(The problem) Repeat the material verbatim and drop the pictures.

(Available data)
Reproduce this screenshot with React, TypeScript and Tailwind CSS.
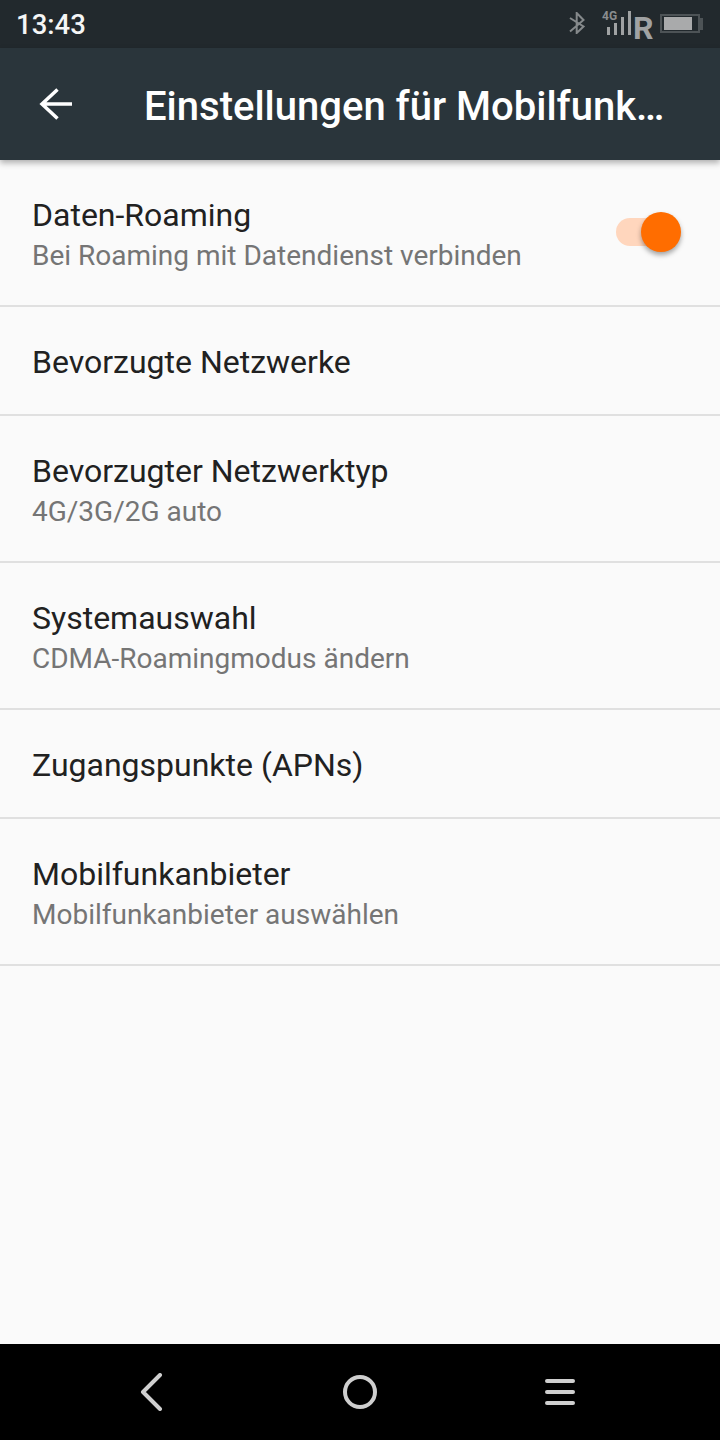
const rows: { title: string; sub?: string; toggle?: boolean }[] = [
  { title: "Daten-Roaming", sub: "Bei Roaming mit Datendienst verbinden", toggle: true },
  { title: "Bevorzugte Netzwerke" },
  { title: "Bevorzugter Netzwerktyp", sub: "4G/3G/2G auto" },
  { title: "Systemauswahl", sub: "CDMA-Roamingmodus ändern" },
  { title: "Zugangspunkte (APNs)" },
  { title: "Mobilfunkanbieter", sub: "Mobilfunkanbieter auswählen" },
];

function StatusIcons() {
  return (
    <div className="flex h-[48px] items-start">
      <svg width="16" height="22" viewBox="0 0 16 22" fill="none" stroke="#85898b" strokeWidth="2" className="mr-[17px] mt-[12px]">
        <path d="M1 6 L14.5 14.5 L7.7 21 V1 L14.5 8 L1 19.5" />
      </svg>
      <div className="relative h-[48px] w-[30px]">
        <span className="absolute left-0 top-[10px] text-[12px] leading-[12px] font-bold text-[#8a8d8f]">4G</span>
        <svg width="30" height="48" viewBox="0 0 30 48" fill="#a0a2a3" className="absolute left-0 top-0">
          <rect x="5" y="27" width="3" height="8" />
          <rect x="12" y="23" width="3" height="12" />
          <rect x="19" y="17" width="3" height="18" />
          <rect x="26" y="11" width="3" height="24" />
        </svg>
      </div>
      <span className="mt-[12px] w-[28px] pl-[1px] text-[32px] leading-[32px] font-bold text-[#a0a2a3]">R</span>
      <svg width="44" height="21" viewBox="0 0 44 21" fill="none" className="mt-[13px]">
        <rect x="1" y="2" width="38" height="17" stroke="#4d5356" strokeWidth="2" />
        <rect x="4" y="4" width="28" height="13" fill="#a9aaab" />
        <rect x="40" y="5" width="3" height="12" fill="#4d5356" />
      </svg>
    </div>
  );
}

function Toggle() {
  return (
    <div className="relative -mt-[1px] h-[28px] w-[65px]">
      <div className="absolute left-0 top-0 h-[28px] w-[56px] rounded-full bg-[#ffd6bd]" />
      <div className="absolute left-[25px] top-[-6px] h-[40px] w-[40px] rounded-full bg-[#ff6d00] shadow-[0_3px_5px_rgba(0,0,0,0.35)]" />
    </div>
  );
}

export default function App() {
  return (
    <div className="flex h-[1440px] w-[720px] flex-col overflow-hidden bg-[#fafafa] [font-family:Roboto,sans-serif]">
      <div className="flex h-[48px] shrink-0 items-center justify-between bg-[#22292d] pl-[16px] pr-[16px]">
        <span className="pt-[1px] text-[27.5px] font-medium text-[#f5f6f6]">13:43</span>
        <StatusIcons />
      </div>
      <div className="relative z-10 flex h-[112px] shrink-0 items-center bg-[#2a353b] shadow-[0_3px_6px_rgba(0,0,0,0.3)]">
        <svg width="36" height="36" viewBox="0 0 36 36" fill="none" stroke="#ffffff" strokeWidth="3.5" className="ml-[38px] mr-[70px]">
          <path d="M34 18 H4 M19.5 3.5 L4 18 L19.5 32.5" />
        </svg>
        <span className="pt-[5px] text-[40px] font-medium whitespace-nowrap text-white">Einstellungen für Mobilfunk…</span>
      </div>
      <div className="flex flex-1 flex-col">
        {rows.map((r) => (
          <div
            key={r.title}
            className={`flex items-center justify-between border-b-2 border-[#e0e0e0] pl-[32px] pr-[39px] ${r.sub ? "h-[147px]" : "h-[109px]"}`}
          >
            <div className={r.sub ? "pt-[6px]" : "pt-[4px]"}>
              <div className="text-[32px] leading-[41px] text-[#212121]">{r.title}</div>
              {r.sub && <div className="text-[28px] leading-[40px] text-[#757575]">{r.sub}</div>}
            </div>
            {r.toggle && <Toggle />}
          </div>
        ))}
      </div>
      <div className="flex h-[96px] shrink-0 items-center bg-black pl-[140px]">
        <svg width="24" height="38" viewBox="0 0 24 38" fill="none" stroke="#cfcfcf" strokeWidth="4" strokeLinecap="round" strokeLinejoin="round">
          <path d="M20 2 L3 19 L20 36" />
        </svg>
        <svg width="36" height="36" viewBox="0 0 36 36" fill="none" stroke="#cfcfcf" strokeWidth="4" className="ml-[178px]">
          <circle cx="18" cy="18" r="15" />
        </svg>
        <svg width="32" height="28" viewBox="0 0 32 28" fill="none" stroke="#cfcfcf" strokeWidth="4" strokeLinecap="round" className="ml-[166px]">
          <path d="M3 3 H29 M3 14 H29 M3 25 H29" />
        </svg>
      </div>
    </div>
  );
}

(Correct response)
Reproduce this screenshot with React, TypeScript and Tailwind CSS.
const rows: { title: string; sub?: string; toggle?: boolean }[] = [
  { title: "Daten-Roaming", sub: "Bei Roaming mit Datendienst verbinden", toggle: true },
  { title: "Bevorzugte Netzwerke" },
  { title: "Bevorzugter Netzwerktyp", sub: "4G/3G/2G auto" },
  { title: "Systemauswahl", sub: "CDMA-Roamingmodus ändern" },
  { title: "Zugangspunkte (APNs)" },
  { title: "Mobilfunkanbieter", sub: "Mobilfunkanbieter auswählen" },
];

function StatusIcons() {
  return (
    <div className="flex h-[48px] items-start">
      <svg width="16" height="22" viewBox="0 0 16 22" fill="none" stroke="#85898b" strokeWidth="2" className="mr-[17px] mt-[12px]">
        <path d="M1 6 L14.5 14.5 L7.7 21 V1 L14.5 8 L1 19.5" />
      </svg>
      <div className="relative h-[48px] w-[30px]">
        <span className="absolute left-0 top-[10px] text-[12px] leading-[12px] font-bold text-[#8a8d8f]">4G</span>
        <svg width="30" height="48" viewBox="0 0 30 48" fill="#a0a2a3" className="absolute left-0 top-0">
          <rect x="5" y="27" width="3" height="8" />
          <rect x="12" y="23" width="3" height="12" />
          <rect x="19" y="17" width="3" height="18" />
          <rect x="26" y="11" width="3" height="24" />
        </svg>
      </div>
      <span className="mt-[12px] w-[28px] pl-[1px] text-[32px] leading-[32px] font-bold text-[#a0a2a3]">R</span>
      <svg width="44" height="21" viewBox="0 0 44 21" fill="none" className="mt-[13px]">
        <rect x="1" y="2" width="38" height="17" stroke="#4d5356" strokeWidth="2" />
        <rect x="4" y="4" width="28" height="13" fill="#a9aaab" />
        <rect x="40" y="5" width="3" height="12" fill="#4d5356" />
      </svg>
    </div>
  );
}

function Toggle() {
  return (
    <div className="relative -mt-[1px] h-[28px] w-[65px]">
      <div className="absolute left-0 top-0 h-[28px] w-[56px] rounded-full bg-[#ffd6bd]" />
      <div className="absolute left-[25px] top-[-6px] h-[40px] w-[40px] rounded-full bg-[#ff6d00] shadow-[0_3px_5px_rgba(0,0,0,0.35)]" />
    </div>
  );
}

export default function App() {
  return (
    <div className="flex h-[1440px] w-[720px] flex-col overflow-hidden bg-[#fafafa] [font-family:Roboto,sans-serif]">
      <div className="flex h-[48px] shrink-0 items-center justify-between bg-[#22292d] pl-[16px] pr-[16px]">
        <span className="pt-[1px] text-[27.5px] font-medium text-[#f5f6f6]">13:43</span>
        <StatusIcons />
      </div>
      <div className="relative z-10 flex h-[112px] shrink-0 items-center bg-[#2a353b] shadow-[0_3px_6px_rgba(0,0,0,0.3)]">
        <svg width="36" height="36" viewBox="0 0 36 36" fill="none" stroke="#ffffff" strokeWidth="3.5" className="ml-[38px] mr-[70px]">
          <path d="M34 18 H4 M19.5 3.5 L4 18 L19.5 32.5" />
        </svg>
        <span className="pt-[5px] text-[40px] font-medium whitespace-nowrap text-white">Einstellungen für Mobilfunk…</span>
      </div>
      <div className="flex flex-1 flex-col">
        {rows.map((r) => (
          <div
            key={r.title}
            className={`flex items-center justify-between border-b-2 border-[#e0e0e0] pl-[32px] pr-[39px] ${r.sub ? "h-[147px]" : "h-[109px]"}`}
          >
            <div className={r.sub ? "pt-[6px]" : "pt-[4px]"}>
              <div className="text-[32px] leading-[41px] text-[#212121]">{r.title}</div>
              {r.sub && <div className="text-[28px] leading-[40px] text-[#757575]">{r.sub}</div>}
            </div>
            {r.toggle && <Toggle />}
          </div>
        ))}
      </div>
      <div className="flex h-[96px] shrink-0 items-center bg-black pl-[140px]">
        <svg width="24" height="38" viewBox="0 0 24 38" fill="none" stroke="#cfcfcf" strokeWidth="4" strokeLinecap="round" strokeLinejoin="round">
          <path d="M20 2 L3 19 L20 36" />
        </svg>
        <svg width="36" height="36" viewBox="0 0 36 36" fill="none" stroke="#cfcfcf" strokeWidth="4" className="ml-[178px]">
          <circle cx="18" cy="18" r="15" />
        </svg>
        <svg width="32" height="28" viewBox="0 0 32 28" fill="none" stroke="#cfcfcf" strokeWidth="4" strokeLinecap="round" className="ml-[166px]">
          <path d="M3 3 H29 M3 14 H29 M3 25 H29" />
        </svg>
      </div>
    </div>
  );
}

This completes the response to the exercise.